> _What you will do_: Copy out all lines that carry the word "styles".

> _Provided material_:
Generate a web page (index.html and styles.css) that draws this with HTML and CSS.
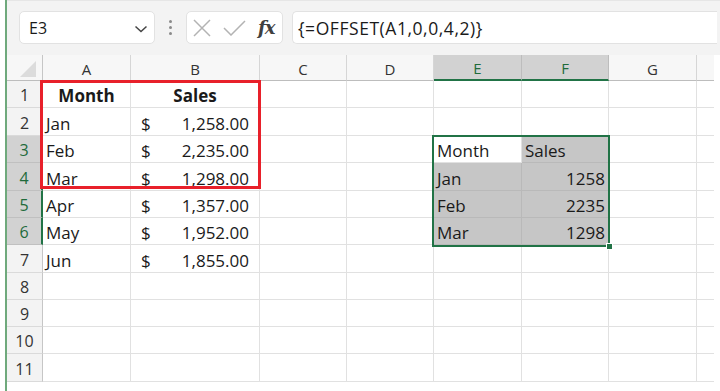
FILE: index.html
```html
<!DOCTYPE html>
<html>
<head>
<meta charset="utf-8">
<link rel="stylesheet" href="styles.css">
</head>
<body>
<div class="app">
  <div class="toolbar">
    <div class="namebox">
      <span class="ref">E3</span>
      <svg class="chev" width="14" height="8" viewBox="0 0 14 8"><path d="M1.5 1.5 L7 6.5 L12.5 1.5" fill="none" stroke="#444" stroke-width="1.5"/></svg>
    </div>
    <div class="dots"><i></i><i></i><i></i></div>
    <div class="fxbox">
      <svg class="ic-x" width="18" height="18" viewBox="0 0 18 18"><path d="M1 1 L17 17 M17 1 L1 17" stroke="#b3b3b3" stroke-width="1.5" fill="none"/></svg>
      <svg class="ic-ok" width="23" height="16" viewBox="0 0 23 16"><path d="M1 8 L8 15 L22 1" stroke="#b3b3b3" stroke-width="1.5" fill="none"/></svg>
      <span class="fx">fx</span>
    </div>
    <div class="formula">{=OFFSET(A1,0,0,4,2)}</div>
  </div>
  <div class="sheet">
    <div class="grid">
      <div class="corner"><span class="tri"></span></div>
      <div class="ch">A</div><div class="ch">B</div><div class="ch">C</div><div class="ch">D</div>
      <div class="ch sel-h">E</div><div class="ch sel-h">F</div><div class="ch">G</div><div class="ch last"></div>

      <div class="rh">1</div>
      <div class="c center b">Month</div><div class="c center b">Sales</div><div class="c"></div><div class="c"></div><div class="c"></div><div class="c"></div><div class="c"></div><div class="c last"></div>

      <div class="rh">2</div>
      <div class="c">Jan</div><div class="c acc"><span>$</span><span>1,258.00</span></div><div class="c"></div><div class="c"></div><div class="c"></div><div class="c"></div><div class="c"></div><div class="c last"></div>

      <div class="rh sel-r">3</div>
      <div class="c">Feb</div><div class="c acc"><span>$</span><span>2,235.00</span></div><div class="c"></div><div class="c"></div><div class="c">Month</div><div class="c g">Sales</div><div class="c"></div><div class="c last"></div>

      <div class="rh sel-r">4</div>
      <div class="c">Mar</div><div class="c acc"><span>$</span><span>1,298.00</span></div><div class="c"></div><div class="c"></div><div class="c g">Jan</div><div class="c g right">1258</div><div class="c"></div><div class="c last"></div>

      <div class="rh sel-r">5</div>
      <div class="c">Apr</div><div class="c acc"><span>$</span><span>1,357.00</span></div><div class="c"></div><div class="c"></div><div class="c g">Feb</div><div class="c g right">2235</div><div class="c"></div><div class="c last"></div>

      <div class="rh sel-r">6</div>
      <div class="c">May</div><div class="c acc"><span>$</span><span>1,952.00</span></div><div class="c"></div><div class="c"></div><div class="c g">Mar</div><div class="c g right">1298</div><div class="c"></div><div class="c last"></div>

      <div class="rh">7</div>
      <div class="c">Jun</div><div class="c acc"><span>$</span><span>1,855.00</span></div><div class="c"></div><div class="c"></div><div class="c"></div><div class="c"></div><div class="c"></div><div class="c last"></div>

      <div class="rh">8</div>
      <div class="c"></div><div class="c"></div><div class="c"></div><div class="c"></div><div class="c"></div><div class="c"></div><div class="c"></div><div class="c last"></div>

      <div class="rh">9</div>
      <div class="c"></div><div class="c"></div><div class="c"></div><div class="c"></div><div class="c"></div><div class="c"></div><div class="c"></div><div class="c last"></div>

      <div class="rh">10</div>
      <div class="c"></div><div class="c"></div><div class="c"></div><div class="c"></div><div class="c"></div><div class="c"></div><div class="c"></div><div class="c last"></div>

      <div class="rh">11</div>
      <div class="c"></div><div class="c"></div><div class="c"></div><div class="c"></div><div class="c"></div><div class="c"></div><div class="c"></div><div class="c last"></div>
    </div>
    <div class="redbox"></div>
    <div class="selbox"><span class="handle"></span></div>
  </div>
</div>
</body>
</html>
```

FILE: styles.css
```css
* { box-sizing: border-box; }
html, body { margin: 0; padding: 0; background: #ffffff; }
body { width: 720px; height: 391px; overflow: hidden; font-family: "Open Sans", "Liberation Sans", sans-serif; color: #1a1a1a; }

.app {
  margin-left: 5px;
  border-left: 2px solid #6fa97c;
  height: 391px;
}

.toolbar {
  height: 55px;
  background: #f3f3f3;
  border-top: 1px solid #e6e6e6;
  display: flex;
  align-items: flex-start;
  padding: 10px 0 0 12px;
}

.namebox {
  width: 136px;
  height: 33px;
  background: #fff;
  border: 1px solid #e2e2e2;
  border-radius: 5px;
  display: flex;
  align-items: center;
  justify-content: space-between;
  padding: 1px 6px 0 9px;
  font-size: 16px;
}
.chev { margin-top: 1px; }

.dots {
  width: 31px;
  height: 33px;
  display: flex;
  flex-direction: column;
  align-items: center;
  justify-content: center;
  gap: 3px;
}
.dots i { display: block; width: 3px; height: 3px; border-radius: 50%; background: #8a8a8a; }

.fxbox {
  width: 97px;
  height: 33px;
  background: #fff;
  border: 1px solid #e2e2e2;
  border-radius: 5px;
  display: flex;
  align-items: center;
  padding: 0 0 0 6px;
}
.ic-x { margin-right: 12px; }
.ic-ok { margin-right: 12px; }
.fx {
  font-family: "DejaVu Serif", "Liberation Serif", serif;
  font-style: italic;
  font-weight: bold;
  font-size: 18px;
  color: #404040;
  letter-spacing: -1px;
}

.formula {
  margin-left: 9px;
  width: 425px;
  height: 33px;
  background: #fff;
  border: 1px solid #e2e2e2;
  border-right: none;
  border-radius: 5px 0 0 5px;
  display: flex;
  align-items: center;
  padding: 1px 0 0 5px;
  font-size: 17.5px;
  letter-spacing: 0.55px;
  color: #1a1a1a;
}

.sheet { position: relative; }

.grid {
  display: grid;
  grid-template-columns: 36px 88px 129px 87px 87px 88px 87px 88px 17px;
  grid-template-rows: 26px 27px 28px 27px 28px 27px 27px 28px 27px 27px 27px 28px;
}

.corner {
  background: #f7f7f7;
  border-right: 1px solid #c6c6c6;
  border-bottom: 1px solid #bdbdbd;
  position: relative;
}
.tri {
  position: absolute;
  right: 6px;
  bottom: 3px;
  width: 0; height: 0;
  border-left: 16px solid transparent;
  border-bottom: 16px solid #dcdcdc;
}

.ch {
  background: #f7f7f7;
  border-right: 1px solid #d6d6d6;
  border-bottom: 1px solid #bdbdbd;
  display: flex;
  align-items: center;
  justify-content: center;
  font-size: 15px;
  color: #333;
  padding-top: 2px;
}
.ch.last { border-right: none; }
.ch.sel-h {
  background: #d2d2d2;
  color: #1f6b3b;
  border-right-color: #bdbdbd;
  border-bottom: 2px solid #217346;
}

.rh {
  background: #f3f3f3;
  border-right: 1px solid #c6c6c6;
  border-bottom: 1px solid #dadada;
  display: flex;
  align-items: center;
  justify-content: center;
  font-size: 16px;
  color: #333;
  padding-top: 2px;
}
.rh.sel-r {
  background: #d2d2d2;
  color: #1f6b3b;
  border-right: 2px solid #217346;
  border-bottom-color: #c0c0c0;
}

.c {
  border-right: 1px solid #e1e1e1;
  border-bottom: 1px solid #e1e1e1;
  display: flex;
  align-items: flex-end;
  padding: 0 3px 0 3px;
  font-size: 17px;
  line-height: 22px;
  white-space: nowrap;
  overflow: hidden;
}
.c.last { border-right: none; }
.c.center { justify-content: center; }
.c.b { font-weight: bold; }
.c.right { justify-content: flex-end; }
.c.g { background: #c6c6c6; border-color: #b9b9b9; }
.c.acc { justify-content: space-between; padding: 0 10px 0 10px; }

.redbox {
  position: absolute;
  left: 33px;
  top: 25px;
  width: 221px;
  height: 109px;
  border: 3px solid #e8202a;
}

.selbox {
  position: absolute;
  left: 425px;
  top: 80px;
  width: 178px;
  height: 112px;
  border: 2px solid #217346;
}
.handle {
  position: absolute;
  right: -5px;
  bottom: -5px;
  width: 7px;
  height: 7px;
  background: #217346;
  border: 1px solid #fff;
}
```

> _Exercise response_:
Generate a web page (index.html and styles.css) that draws this with HTML and CSS.
<link rel="stylesheet" href="styles.css">
FILE: styles.css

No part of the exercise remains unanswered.